Copy out the whole listing exactly as written, leaving the pictures behind.

····················

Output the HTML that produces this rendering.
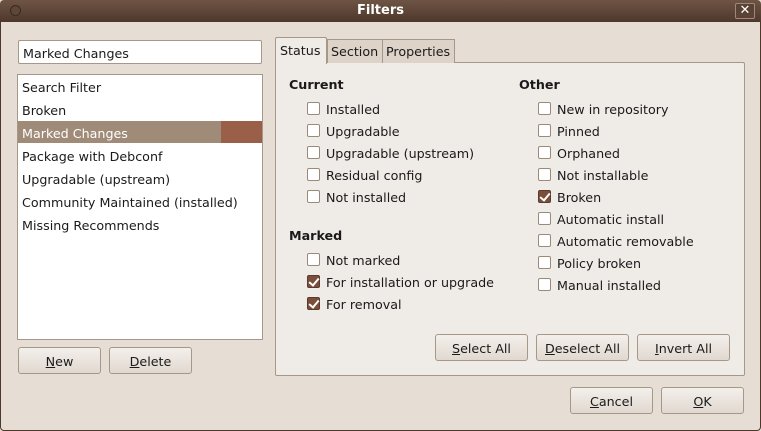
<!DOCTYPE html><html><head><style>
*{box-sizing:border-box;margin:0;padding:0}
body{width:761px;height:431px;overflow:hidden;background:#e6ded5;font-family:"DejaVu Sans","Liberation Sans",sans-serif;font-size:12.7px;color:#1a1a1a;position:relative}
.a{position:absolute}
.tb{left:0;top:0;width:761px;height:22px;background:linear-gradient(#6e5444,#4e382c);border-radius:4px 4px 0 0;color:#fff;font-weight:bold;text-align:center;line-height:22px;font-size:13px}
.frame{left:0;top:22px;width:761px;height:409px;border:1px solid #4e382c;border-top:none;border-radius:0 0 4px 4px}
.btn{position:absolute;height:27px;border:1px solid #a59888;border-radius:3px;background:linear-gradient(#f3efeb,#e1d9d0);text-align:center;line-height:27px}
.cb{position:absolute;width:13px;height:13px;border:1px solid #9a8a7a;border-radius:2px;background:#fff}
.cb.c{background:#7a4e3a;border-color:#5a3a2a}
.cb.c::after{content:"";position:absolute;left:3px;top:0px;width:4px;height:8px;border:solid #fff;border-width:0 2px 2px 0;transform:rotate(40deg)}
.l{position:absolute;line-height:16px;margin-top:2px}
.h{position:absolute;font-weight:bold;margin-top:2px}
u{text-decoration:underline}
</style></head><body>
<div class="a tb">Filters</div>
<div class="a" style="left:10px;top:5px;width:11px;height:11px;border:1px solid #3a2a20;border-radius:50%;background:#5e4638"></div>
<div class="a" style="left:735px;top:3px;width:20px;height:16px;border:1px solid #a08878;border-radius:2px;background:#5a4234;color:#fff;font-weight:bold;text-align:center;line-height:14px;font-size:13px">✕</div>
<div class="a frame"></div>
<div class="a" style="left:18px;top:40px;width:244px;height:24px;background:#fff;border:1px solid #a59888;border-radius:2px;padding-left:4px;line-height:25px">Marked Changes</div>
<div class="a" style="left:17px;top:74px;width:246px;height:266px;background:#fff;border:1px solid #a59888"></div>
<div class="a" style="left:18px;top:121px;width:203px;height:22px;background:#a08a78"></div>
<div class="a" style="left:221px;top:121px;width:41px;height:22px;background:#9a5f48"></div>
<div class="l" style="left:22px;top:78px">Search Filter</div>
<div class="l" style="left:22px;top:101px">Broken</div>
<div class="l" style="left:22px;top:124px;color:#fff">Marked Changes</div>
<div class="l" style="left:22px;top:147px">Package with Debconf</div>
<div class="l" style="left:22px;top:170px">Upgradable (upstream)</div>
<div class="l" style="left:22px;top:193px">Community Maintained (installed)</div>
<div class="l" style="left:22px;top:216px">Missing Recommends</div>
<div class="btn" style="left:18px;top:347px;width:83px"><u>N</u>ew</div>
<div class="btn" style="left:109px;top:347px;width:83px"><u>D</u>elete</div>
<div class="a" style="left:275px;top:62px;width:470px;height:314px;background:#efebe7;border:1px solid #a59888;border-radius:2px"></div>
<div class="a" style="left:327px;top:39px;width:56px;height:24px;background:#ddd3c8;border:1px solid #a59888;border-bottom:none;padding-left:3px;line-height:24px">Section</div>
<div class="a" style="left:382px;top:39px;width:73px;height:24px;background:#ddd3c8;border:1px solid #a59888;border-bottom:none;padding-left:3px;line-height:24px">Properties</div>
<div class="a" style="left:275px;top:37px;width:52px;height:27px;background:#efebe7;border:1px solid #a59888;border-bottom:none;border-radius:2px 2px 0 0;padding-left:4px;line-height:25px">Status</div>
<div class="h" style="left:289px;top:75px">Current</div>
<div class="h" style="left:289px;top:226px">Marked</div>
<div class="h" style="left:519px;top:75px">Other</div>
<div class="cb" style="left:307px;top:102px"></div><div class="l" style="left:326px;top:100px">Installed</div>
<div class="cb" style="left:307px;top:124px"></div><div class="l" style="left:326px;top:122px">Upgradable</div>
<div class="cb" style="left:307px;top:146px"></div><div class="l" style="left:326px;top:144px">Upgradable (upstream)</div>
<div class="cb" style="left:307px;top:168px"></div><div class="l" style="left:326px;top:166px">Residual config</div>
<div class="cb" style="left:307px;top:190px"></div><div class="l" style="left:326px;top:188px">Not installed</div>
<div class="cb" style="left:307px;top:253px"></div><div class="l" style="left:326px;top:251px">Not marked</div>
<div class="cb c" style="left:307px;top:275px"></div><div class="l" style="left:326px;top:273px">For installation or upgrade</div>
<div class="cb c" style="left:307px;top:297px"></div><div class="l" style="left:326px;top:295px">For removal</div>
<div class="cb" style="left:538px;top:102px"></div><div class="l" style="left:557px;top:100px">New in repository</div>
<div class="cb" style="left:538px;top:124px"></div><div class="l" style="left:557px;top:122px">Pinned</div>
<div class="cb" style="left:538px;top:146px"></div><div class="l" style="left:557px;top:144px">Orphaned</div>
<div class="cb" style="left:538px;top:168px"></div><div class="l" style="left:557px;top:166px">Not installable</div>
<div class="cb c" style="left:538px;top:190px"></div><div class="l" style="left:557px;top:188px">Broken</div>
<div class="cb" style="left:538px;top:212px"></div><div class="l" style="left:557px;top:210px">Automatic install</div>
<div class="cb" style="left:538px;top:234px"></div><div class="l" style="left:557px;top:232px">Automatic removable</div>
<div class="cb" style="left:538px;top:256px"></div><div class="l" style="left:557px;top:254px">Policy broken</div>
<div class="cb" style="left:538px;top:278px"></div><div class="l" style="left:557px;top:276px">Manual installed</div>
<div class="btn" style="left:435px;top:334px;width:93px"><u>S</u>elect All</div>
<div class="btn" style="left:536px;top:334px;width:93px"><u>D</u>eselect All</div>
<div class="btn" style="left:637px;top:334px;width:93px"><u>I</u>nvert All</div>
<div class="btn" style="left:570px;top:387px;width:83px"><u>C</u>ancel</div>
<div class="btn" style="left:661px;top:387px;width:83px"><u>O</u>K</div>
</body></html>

····················

▶ _Result for this task_
Output the HTML that produces this rendering.
<!DOCTYPE html><html><head><style>
*{box-sizing:border-box;margin:0;padding:0}
body{width:761px;height:431px;overflow:hidden;background:#e6ded5;font-family:"DejaVu Sans","Liberation Sans",sans-serif;font-size:12.7px;color:#1a1a1a;position:relative}
.a{position:absolute}
.tb{left:0;top:0;width:761px;height:22px;background:linear-gradient(#6e5444,#4e382c);border-radius:4px 4px 0 0;color:#fff;font-weight:bold;text-align:center;line-height:22px;font-size:13px}
.frame{left:0;top:22px;width:761px;height:409px;border:1px solid #4e382c;border-top:none;border-radius:0 0 4px 4px}
.btn{position:absolute;height:27px;border:1px solid #a59888;border-radius:3px;background:linear-gradient(#f3efeb,#e1d9d0);text-align:center;line-height:27px}
.cb{position:absolute;width:13px;height:13px;border:1px solid #9a8a7a;border-radius:2px;background:#fff}
.cb.c{background:#7a4e3a;border-color:#5a3a2a}
.cb.c::after{content:"";position:absolute;left:3px;top:0px;width:4px;height:8px;border:solid #fff;border-width:0 2px 2px 0;transform:rotate(40deg)}
.l{position:absolute;line-height:16px;margin-top:2px}
.h{position:absolute;font-weight:bold;margin-top:2px}
u{text-decoration:underline}
</style></head><body>
<div class="a tb">Filters</div>
<div class="a" style="left:10px;top:5px;width:11px;height:11px;border:1px solid #3a2a20;border-radius:50%;background:#5e4638"></div>
<div class="a" style="left:735px;top:3px;width:20px;height:16px;border:1px solid #a08878;border-radius:2px;background:#5a4234;color:#fff;font-weight:bold;text-align:center;line-height:14px;font-size:13px">✕</div>
<div class="a frame"></div>
<div class="a" style="left:18px;top:40px;width:244px;height:24px;background:#fff;border:1px solid #a59888;border-radius:2px;padding-left:4px;line-height:25px">Marked Changes</div>
<div class="a" style="left:17px;top:74px;width:246px;height:266px;background:#fff;border:1px solid #a59888"></div>
<div class="a" style="left:18px;top:121px;width:203px;height:22px;background:#a08a78"></div>
<div class="a" style="left:221px;top:121px;width:41px;height:22px;background:#9a5f48"></div>
<div class="l" style="left:22px;top:78px">Search Filter</div>
<div class="l" style="left:22px;top:101px">Broken</div>
<div class="l" style="left:22px;top:124px;color:#fff">Marked Changes</div>
<div class="l" style="left:22px;top:147px">Package with Debconf</div>
<div class="l" style="left:22px;top:170px">Upgradable (upstream)</div>
<div class="l" style="left:22px;top:193px">Community Maintained (installed)</div>
<div class="l" style="left:22px;top:216px">Missing Recommends</div>
<div class="btn" style="left:18px;top:347px;width:83px"><u>N</u>ew</div>
<div class="btn" style="left:109px;top:347px;width:83px"><u>D</u>elete</div>
<div class="a" style="left:275px;top:62px;width:470px;height:314px;background:#efebe7;border:1px solid #a59888;border-radius:2px"></div>
<div class="a" style="left:327px;top:39px;width:56px;height:24px;background:#ddd3c8;border:1px solid #a59888;border-bottom:none;padding-left:3px;line-height:24px">Section</div>
<div class="a" style="left:382px;top:39px;width:73px;height:24px;background:#ddd3c8;border:1px solid #a59888;border-bottom:none;padding-left:3px;line-height:24px">Properties</div>
<div class="a" style="left:275px;top:37px;width:52px;height:27px;background:#efebe7;border:1px solid #a59888;border-bottom:none;border-radius:2px 2px 0 0;padding-left:4px;line-height:25px">Status</div>
<div class="h" style="left:289px;top:75px">Current</div>
<div class="h" style="left:289px;top:226px">Marked</div>
<div class="h" style="left:519px;top:75px">Other</div>
<div class="cb" style="left:307px;top:102px"></div><div class="l" style="left:326px;top:100px">Installed</div>
<div class="cb" style="left:307px;top:124px"></div><div class="l" style="left:326px;top:122px">Upgradable</div>
<div class="cb" style="left:307px;top:146px"></div><div class="l" style="left:326px;top:144px">Upgradable (upstream)</div>
<div class="cb" style="left:307px;top:168px"></div><div class="l" style="left:326px;top:166px">Residual config</div>
<div class="cb" style="left:307px;top:190px"></div><div class="l" style="left:326px;top:188px">Not installed</div>
<div class="cb" style="left:307px;top:253px"></div><div class="l" style="left:326px;top:251px">Not marked</div>
<div class="cb c" style="left:307px;top:275px"></div><div class="l" style="left:326px;top:273px">For installation or upgrade</div>
<div class="cb c" style="left:307px;top:297px"></div><div class="l" style="left:326px;top:295px">For removal</div>
<div class="cb" style="left:538px;top:102px"></div><div class="l" style="left:557px;top:100px">New in repository</div>
<div class="cb" style="left:538px;top:124px"></div><div class="l" style="left:557px;top:122px">Pinned</div>
<div class="cb" style="left:538px;top:146px"></div><div class="l" style="left:557px;top:144px">Orphaned</div>
<div class="cb" style="left:538px;top:168px"></div><div class="l" style="left:557px;top:166px">Not installable</div>
<div class="cb c" style="left:538px;top:190px"></div><div class="l" style="left:557px;top:188px">Broken</div>
<div class="cb" style="left:538px;top:212px"></div><div class="l" style="left:557px;top:210px">Automatic install</div>
<div class="cb" style="left:538px;top:234px"></div><div class="l" style="left:557px;top:232px">Automatic removable</div>
<div class="cb" style="left:538px;top:256px"></div><div class="l" style="left:557px;top:254px">Policy broken</div>
<div class="cb" style="left:538px;top:278px"></div><div class="l" style="left:557px;top:276px">Manual installed</div>
<div class="btn" style="left:435px;top:334px;width:93px"><u>S</u>elect All</div>
<div class="btn" style="left:536px;top:334px;width:93px"><u>D</u>eselect All</div>
<div class="btn" style="left:637px;top:334px;width:93px"><u>I</u>nvert All</div>
<div class="btn" style="left:570px;top:387px;width:83px"><u>C</u>ancel</div>
<div class="btn" style="left:661px;top:387px;width:83px"><u>O</u>K</div>
</body></html>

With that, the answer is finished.